For the data below, work out how many lines contain the word "document" and supply only that number.

### Dataset extract
--- start ---

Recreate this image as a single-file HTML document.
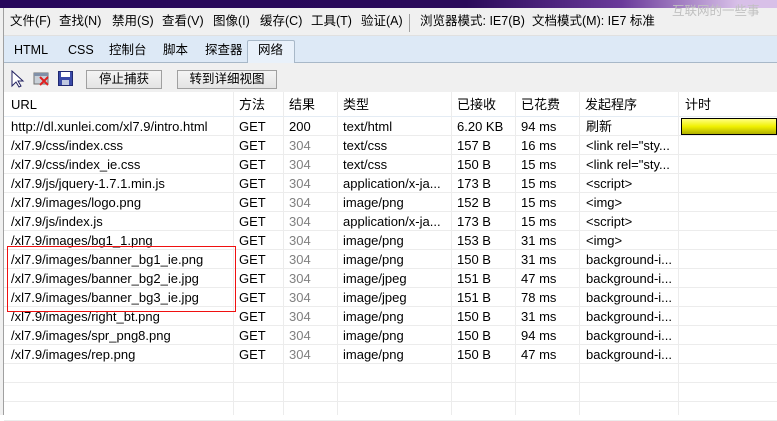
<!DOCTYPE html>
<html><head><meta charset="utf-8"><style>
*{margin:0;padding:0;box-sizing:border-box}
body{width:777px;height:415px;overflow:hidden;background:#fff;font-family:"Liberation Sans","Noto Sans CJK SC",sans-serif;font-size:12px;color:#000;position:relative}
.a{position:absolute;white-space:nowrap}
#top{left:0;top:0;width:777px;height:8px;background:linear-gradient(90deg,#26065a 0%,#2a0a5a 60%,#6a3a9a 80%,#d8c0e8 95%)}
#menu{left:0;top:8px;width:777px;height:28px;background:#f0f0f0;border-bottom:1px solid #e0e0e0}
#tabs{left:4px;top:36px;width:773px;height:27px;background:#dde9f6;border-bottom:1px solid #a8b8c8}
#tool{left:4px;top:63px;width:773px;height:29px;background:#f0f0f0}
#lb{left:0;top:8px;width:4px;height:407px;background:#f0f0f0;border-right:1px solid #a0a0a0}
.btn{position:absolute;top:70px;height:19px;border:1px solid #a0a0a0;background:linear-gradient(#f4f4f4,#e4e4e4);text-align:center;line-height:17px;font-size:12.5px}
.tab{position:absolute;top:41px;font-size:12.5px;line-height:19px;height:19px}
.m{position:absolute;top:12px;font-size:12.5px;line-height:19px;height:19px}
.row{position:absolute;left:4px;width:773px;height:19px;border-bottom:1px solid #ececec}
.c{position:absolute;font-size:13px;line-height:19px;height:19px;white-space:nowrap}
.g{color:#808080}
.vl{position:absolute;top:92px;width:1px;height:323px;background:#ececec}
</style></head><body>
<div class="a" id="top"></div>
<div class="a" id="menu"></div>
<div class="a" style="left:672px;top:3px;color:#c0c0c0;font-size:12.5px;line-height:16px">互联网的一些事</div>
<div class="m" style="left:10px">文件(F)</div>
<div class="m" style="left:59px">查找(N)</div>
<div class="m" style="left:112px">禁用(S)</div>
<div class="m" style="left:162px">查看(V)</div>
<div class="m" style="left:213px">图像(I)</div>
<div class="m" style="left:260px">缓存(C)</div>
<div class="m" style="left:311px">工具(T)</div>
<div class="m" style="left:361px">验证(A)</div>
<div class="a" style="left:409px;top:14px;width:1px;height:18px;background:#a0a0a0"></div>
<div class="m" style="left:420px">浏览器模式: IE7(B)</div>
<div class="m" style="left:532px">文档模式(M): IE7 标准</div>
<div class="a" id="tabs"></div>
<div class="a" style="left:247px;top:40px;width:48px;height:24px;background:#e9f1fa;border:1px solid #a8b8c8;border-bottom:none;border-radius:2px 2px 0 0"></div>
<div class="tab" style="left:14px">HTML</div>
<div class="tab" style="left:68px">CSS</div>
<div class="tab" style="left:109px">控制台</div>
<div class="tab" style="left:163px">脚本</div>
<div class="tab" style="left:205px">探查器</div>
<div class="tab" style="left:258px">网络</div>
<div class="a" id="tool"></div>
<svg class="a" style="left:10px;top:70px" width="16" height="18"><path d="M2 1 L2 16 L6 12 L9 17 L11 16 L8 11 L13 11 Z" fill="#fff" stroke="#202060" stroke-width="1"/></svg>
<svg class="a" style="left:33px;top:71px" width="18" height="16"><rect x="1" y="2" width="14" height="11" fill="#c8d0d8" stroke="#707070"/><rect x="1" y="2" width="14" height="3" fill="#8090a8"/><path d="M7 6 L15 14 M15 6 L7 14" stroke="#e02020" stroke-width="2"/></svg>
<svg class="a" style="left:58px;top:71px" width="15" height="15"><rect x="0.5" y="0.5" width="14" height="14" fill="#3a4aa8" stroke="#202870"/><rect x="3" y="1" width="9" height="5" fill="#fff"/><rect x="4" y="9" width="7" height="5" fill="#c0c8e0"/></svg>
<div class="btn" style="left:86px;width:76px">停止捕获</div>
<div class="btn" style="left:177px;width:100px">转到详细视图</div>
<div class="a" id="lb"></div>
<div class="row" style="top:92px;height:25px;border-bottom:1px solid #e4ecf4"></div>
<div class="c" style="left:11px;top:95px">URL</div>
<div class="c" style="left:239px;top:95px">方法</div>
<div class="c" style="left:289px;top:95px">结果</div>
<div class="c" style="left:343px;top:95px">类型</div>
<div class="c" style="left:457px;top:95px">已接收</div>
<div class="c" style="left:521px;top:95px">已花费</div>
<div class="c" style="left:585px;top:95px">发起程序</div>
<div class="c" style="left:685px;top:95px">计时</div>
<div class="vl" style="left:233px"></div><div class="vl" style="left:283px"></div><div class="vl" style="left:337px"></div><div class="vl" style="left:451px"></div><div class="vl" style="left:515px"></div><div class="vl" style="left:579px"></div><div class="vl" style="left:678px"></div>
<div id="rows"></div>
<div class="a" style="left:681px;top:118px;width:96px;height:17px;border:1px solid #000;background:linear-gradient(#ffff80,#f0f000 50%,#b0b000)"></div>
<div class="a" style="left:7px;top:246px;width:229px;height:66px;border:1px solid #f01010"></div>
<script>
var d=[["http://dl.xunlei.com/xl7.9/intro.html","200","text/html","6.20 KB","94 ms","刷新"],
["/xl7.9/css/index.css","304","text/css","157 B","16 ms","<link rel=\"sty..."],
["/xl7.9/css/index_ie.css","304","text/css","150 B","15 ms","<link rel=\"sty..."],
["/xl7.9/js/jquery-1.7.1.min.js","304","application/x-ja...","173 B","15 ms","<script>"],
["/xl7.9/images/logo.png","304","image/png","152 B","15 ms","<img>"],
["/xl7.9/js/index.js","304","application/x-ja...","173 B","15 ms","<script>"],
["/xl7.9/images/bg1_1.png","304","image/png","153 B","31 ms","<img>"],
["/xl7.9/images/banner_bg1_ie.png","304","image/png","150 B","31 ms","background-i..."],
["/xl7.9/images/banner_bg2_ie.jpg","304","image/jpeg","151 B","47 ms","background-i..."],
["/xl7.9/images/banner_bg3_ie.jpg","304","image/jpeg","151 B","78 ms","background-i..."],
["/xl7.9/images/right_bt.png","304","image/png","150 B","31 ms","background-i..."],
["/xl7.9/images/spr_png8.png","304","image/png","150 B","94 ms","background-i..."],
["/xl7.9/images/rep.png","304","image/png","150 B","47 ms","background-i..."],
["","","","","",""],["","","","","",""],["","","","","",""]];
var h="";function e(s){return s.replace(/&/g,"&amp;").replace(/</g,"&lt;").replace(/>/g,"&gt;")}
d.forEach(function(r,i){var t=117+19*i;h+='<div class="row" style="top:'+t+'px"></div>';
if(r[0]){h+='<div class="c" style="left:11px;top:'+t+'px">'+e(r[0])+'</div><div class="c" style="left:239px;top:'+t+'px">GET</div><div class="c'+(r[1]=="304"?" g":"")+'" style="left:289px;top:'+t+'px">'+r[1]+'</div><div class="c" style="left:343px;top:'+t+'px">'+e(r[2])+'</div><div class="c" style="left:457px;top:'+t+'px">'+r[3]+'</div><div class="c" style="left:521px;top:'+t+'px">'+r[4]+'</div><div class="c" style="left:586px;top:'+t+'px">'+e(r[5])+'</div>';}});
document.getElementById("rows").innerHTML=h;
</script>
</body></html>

--- end ---

### Task answer
2